_SOURCE MATERIAL_

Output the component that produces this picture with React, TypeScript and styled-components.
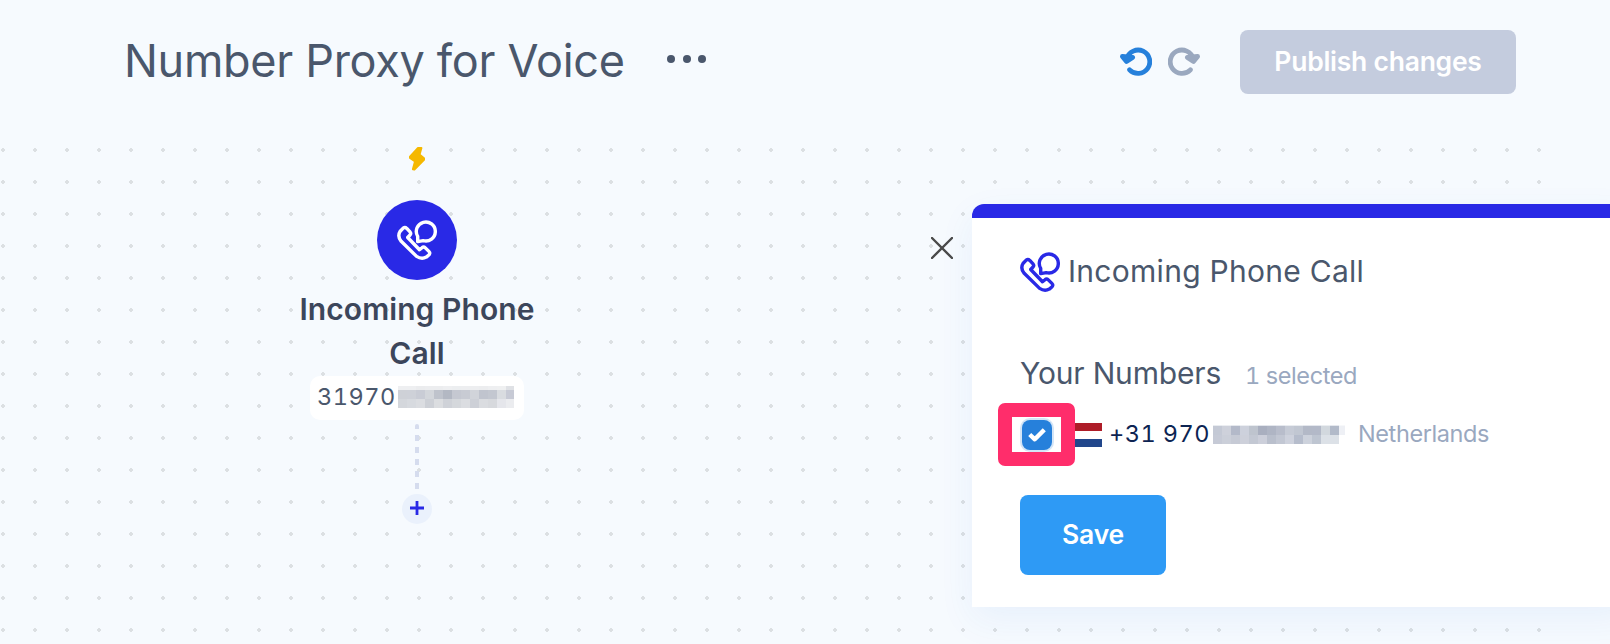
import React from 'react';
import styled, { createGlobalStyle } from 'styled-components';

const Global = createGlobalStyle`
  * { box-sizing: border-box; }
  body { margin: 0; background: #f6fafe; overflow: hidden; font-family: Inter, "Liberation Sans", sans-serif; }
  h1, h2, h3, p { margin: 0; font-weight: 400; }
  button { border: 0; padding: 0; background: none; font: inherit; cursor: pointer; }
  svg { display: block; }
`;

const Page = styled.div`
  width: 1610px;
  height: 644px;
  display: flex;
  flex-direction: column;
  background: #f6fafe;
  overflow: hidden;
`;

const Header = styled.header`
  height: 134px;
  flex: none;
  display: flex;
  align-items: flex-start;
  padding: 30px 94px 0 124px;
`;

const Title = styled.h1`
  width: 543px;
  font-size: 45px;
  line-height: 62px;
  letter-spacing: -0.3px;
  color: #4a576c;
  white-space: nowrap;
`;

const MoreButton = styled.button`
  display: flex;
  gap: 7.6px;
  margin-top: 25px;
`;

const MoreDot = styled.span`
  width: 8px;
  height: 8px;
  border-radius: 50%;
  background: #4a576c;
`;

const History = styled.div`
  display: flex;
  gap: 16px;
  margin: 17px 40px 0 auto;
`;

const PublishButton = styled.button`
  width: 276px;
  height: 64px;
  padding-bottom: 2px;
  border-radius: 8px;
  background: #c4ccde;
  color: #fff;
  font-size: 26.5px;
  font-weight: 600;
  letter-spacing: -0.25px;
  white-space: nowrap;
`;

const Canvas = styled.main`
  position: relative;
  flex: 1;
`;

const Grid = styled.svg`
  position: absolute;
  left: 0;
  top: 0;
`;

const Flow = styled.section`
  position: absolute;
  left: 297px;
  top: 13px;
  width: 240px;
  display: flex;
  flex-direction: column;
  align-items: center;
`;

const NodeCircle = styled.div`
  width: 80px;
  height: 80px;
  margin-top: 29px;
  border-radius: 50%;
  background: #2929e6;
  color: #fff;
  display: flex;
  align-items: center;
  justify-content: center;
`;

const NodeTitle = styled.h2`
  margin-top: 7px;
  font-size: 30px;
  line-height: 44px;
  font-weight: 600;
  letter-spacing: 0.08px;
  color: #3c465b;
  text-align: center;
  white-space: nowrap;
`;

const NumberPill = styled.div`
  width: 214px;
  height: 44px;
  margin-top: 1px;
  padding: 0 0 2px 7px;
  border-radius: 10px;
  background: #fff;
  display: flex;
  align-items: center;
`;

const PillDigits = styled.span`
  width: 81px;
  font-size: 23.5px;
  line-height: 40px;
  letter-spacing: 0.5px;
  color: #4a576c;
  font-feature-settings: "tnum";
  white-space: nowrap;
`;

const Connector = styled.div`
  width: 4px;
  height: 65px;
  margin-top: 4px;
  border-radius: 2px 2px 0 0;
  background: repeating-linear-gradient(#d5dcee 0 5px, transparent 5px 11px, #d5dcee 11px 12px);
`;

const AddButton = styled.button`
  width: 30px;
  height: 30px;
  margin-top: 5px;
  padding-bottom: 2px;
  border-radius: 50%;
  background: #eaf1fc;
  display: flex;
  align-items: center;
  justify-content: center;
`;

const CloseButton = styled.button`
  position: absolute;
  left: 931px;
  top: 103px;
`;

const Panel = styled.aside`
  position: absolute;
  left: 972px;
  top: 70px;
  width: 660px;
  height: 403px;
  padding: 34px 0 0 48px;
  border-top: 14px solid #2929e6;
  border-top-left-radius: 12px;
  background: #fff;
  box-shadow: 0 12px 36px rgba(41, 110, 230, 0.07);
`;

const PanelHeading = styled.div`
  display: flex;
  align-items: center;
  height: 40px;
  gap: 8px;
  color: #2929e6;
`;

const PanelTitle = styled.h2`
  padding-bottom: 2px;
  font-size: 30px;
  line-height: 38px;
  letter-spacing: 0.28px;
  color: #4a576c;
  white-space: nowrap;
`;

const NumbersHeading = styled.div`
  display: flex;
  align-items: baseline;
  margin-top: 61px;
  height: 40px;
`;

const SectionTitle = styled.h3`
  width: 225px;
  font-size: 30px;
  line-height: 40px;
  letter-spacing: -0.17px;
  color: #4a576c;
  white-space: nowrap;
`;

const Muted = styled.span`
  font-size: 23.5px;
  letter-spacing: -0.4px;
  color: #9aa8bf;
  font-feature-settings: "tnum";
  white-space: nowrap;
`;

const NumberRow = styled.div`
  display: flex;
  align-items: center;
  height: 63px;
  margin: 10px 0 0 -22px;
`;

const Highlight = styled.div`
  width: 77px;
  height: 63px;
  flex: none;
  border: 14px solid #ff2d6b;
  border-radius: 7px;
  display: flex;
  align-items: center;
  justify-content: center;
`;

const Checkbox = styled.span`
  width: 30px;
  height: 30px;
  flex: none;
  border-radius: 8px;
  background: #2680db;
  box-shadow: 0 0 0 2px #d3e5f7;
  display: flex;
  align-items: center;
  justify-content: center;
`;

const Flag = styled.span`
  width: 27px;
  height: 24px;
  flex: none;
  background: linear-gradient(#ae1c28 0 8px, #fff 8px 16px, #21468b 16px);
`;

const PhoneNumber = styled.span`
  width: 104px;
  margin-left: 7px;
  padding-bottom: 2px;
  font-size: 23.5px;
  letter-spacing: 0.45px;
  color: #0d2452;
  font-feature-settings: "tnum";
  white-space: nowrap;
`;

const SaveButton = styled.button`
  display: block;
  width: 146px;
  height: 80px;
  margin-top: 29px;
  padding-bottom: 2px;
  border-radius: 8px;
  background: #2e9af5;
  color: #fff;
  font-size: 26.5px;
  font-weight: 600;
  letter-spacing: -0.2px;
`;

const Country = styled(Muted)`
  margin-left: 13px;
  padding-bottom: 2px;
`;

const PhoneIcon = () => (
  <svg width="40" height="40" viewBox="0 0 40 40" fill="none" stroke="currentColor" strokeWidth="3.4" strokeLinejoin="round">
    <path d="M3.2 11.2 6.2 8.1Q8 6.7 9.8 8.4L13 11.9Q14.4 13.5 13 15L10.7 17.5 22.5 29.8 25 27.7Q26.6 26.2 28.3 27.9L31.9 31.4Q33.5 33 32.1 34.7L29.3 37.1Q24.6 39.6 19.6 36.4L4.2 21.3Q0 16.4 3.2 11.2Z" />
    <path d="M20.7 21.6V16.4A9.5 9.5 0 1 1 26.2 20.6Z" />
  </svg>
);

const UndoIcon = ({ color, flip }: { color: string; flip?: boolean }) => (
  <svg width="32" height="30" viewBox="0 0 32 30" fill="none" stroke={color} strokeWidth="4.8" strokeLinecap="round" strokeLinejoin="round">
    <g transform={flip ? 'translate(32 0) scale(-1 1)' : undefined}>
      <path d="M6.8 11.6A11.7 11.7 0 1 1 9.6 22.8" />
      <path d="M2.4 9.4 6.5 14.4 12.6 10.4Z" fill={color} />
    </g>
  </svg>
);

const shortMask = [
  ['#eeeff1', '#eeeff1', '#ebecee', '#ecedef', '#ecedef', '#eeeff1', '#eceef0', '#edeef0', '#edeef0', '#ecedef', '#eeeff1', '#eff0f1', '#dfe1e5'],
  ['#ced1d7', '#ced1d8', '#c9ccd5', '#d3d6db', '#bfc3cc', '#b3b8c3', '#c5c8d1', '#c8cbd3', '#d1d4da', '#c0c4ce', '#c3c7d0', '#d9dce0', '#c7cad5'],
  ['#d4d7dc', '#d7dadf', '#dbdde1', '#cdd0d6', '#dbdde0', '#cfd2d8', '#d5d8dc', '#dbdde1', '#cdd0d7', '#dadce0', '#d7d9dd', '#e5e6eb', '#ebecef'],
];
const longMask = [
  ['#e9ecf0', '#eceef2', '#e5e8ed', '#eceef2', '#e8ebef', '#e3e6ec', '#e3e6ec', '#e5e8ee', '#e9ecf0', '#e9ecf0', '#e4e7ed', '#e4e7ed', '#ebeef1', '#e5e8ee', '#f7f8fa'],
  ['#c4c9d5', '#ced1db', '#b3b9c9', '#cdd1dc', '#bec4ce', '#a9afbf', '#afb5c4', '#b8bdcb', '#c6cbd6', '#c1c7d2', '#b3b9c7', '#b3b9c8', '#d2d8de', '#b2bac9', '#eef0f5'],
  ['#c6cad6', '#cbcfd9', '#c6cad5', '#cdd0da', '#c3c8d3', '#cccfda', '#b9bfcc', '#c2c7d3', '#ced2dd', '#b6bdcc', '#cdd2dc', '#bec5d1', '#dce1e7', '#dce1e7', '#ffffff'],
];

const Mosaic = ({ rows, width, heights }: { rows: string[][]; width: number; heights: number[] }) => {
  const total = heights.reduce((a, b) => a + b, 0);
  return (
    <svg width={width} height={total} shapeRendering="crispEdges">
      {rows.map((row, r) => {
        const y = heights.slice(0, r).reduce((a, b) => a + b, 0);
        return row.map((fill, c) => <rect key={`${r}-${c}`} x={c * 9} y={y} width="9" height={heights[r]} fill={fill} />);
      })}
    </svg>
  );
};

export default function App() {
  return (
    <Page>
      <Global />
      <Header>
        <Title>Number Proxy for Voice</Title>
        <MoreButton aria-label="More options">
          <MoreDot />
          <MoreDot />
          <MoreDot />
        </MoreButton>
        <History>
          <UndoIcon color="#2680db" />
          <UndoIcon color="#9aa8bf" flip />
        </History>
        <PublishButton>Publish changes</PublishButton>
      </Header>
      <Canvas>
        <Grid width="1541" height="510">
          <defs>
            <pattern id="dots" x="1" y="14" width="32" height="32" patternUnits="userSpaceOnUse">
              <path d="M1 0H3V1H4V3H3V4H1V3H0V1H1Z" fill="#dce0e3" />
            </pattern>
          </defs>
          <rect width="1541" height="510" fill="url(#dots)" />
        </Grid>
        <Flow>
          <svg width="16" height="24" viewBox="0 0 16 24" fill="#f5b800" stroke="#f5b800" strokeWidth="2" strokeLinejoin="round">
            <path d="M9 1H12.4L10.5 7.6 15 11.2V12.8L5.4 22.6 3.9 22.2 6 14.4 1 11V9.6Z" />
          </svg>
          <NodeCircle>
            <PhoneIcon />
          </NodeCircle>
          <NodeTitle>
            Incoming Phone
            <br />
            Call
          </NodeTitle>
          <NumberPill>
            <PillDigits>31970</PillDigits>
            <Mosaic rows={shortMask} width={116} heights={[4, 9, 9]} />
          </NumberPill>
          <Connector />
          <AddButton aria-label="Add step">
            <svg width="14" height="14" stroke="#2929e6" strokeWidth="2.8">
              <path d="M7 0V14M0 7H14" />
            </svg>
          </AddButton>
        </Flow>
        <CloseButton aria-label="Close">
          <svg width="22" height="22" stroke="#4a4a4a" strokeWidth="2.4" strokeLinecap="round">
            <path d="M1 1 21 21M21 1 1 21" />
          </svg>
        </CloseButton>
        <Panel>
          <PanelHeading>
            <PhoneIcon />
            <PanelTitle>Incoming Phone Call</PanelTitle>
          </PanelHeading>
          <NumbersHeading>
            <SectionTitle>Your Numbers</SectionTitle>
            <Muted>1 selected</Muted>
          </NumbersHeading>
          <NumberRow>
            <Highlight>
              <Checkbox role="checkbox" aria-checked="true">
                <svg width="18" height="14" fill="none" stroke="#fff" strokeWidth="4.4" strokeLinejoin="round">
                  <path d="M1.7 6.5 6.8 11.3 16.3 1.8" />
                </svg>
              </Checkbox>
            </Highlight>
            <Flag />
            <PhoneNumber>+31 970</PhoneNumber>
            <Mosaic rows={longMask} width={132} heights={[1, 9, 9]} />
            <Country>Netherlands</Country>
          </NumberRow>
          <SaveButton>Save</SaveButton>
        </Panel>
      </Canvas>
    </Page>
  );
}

* * *

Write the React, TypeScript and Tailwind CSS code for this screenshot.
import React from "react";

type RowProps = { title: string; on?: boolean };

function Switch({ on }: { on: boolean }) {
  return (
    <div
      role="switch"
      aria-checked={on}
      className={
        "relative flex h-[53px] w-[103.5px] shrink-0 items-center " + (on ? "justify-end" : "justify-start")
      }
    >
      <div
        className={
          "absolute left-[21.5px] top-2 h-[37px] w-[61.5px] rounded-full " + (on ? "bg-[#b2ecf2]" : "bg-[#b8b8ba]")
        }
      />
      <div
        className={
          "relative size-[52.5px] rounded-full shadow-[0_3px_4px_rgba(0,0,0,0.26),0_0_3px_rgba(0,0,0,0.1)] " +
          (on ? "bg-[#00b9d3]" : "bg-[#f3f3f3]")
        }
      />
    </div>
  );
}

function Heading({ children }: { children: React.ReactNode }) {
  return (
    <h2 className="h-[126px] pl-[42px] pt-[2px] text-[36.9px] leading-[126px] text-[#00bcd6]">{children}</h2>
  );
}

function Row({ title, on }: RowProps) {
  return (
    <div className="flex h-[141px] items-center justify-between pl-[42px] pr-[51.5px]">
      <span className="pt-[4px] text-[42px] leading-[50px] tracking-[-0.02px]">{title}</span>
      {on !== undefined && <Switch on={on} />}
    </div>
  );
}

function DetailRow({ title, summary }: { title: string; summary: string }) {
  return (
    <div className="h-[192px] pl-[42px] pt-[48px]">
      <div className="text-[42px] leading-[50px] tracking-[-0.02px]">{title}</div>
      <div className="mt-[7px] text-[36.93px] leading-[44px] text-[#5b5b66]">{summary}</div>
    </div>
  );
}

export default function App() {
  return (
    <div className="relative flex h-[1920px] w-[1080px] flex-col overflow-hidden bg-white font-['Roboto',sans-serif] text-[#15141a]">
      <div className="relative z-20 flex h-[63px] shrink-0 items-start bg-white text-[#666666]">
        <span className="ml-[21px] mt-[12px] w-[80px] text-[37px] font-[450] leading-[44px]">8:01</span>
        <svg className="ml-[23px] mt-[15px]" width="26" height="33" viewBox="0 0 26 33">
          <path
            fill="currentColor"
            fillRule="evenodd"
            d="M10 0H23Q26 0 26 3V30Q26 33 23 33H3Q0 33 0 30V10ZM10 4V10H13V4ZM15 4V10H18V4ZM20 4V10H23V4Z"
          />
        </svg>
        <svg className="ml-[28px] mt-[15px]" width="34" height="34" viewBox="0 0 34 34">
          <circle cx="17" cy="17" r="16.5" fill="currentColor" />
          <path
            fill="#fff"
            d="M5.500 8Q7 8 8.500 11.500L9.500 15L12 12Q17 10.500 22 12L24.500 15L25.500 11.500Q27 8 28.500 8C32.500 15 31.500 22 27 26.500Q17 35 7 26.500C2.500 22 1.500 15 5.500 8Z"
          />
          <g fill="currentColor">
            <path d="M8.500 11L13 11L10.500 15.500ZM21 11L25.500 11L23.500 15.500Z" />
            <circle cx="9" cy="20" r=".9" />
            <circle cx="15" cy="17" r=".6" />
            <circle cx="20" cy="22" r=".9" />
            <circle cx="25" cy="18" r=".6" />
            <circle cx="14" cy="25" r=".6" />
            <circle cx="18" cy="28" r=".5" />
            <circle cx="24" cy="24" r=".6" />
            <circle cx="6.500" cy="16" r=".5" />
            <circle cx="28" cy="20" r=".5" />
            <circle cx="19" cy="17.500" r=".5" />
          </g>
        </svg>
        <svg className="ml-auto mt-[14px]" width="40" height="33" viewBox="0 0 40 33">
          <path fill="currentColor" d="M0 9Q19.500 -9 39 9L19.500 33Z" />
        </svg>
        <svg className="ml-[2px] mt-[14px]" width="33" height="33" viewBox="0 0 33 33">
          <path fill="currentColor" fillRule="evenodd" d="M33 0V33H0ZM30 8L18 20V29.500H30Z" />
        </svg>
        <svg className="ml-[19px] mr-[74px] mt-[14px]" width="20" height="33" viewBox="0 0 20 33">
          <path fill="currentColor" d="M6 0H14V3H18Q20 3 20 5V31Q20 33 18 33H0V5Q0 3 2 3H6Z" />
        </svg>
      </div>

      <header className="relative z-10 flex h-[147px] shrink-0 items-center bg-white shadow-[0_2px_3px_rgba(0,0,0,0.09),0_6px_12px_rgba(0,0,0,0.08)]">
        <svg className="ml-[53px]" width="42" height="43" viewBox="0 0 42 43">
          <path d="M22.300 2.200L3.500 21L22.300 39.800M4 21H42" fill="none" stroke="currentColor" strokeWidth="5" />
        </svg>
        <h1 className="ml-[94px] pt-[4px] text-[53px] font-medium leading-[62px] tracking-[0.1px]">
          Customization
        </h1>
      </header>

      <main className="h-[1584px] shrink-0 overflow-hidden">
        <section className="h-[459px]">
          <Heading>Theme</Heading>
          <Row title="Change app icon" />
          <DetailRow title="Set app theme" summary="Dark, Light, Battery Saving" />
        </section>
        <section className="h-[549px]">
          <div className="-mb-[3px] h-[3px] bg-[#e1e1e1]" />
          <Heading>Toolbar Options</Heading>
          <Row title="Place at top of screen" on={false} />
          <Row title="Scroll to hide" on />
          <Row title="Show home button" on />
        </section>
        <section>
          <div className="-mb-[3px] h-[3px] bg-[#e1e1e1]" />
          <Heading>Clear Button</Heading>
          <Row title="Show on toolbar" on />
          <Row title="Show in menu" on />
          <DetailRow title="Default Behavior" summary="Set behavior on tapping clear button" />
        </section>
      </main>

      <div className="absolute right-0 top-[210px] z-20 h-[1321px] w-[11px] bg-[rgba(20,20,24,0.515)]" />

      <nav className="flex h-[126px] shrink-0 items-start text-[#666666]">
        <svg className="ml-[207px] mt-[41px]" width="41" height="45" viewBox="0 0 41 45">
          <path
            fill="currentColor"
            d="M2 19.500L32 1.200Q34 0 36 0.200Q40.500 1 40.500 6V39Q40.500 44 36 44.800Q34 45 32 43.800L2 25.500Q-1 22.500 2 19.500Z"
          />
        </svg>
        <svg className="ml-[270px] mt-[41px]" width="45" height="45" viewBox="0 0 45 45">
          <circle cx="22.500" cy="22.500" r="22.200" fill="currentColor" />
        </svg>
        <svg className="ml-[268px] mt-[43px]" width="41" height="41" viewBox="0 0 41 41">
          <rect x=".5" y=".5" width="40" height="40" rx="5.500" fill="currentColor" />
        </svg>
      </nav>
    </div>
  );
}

_EXERCISE DETAILS_
Extract each line from the listing that holds the word "this".

_OUTPUT_
Output the component that produces this picture with React, TypeScript and styled-components.
Write the React, TypeScript and Tailwind CSS code for this screenshot.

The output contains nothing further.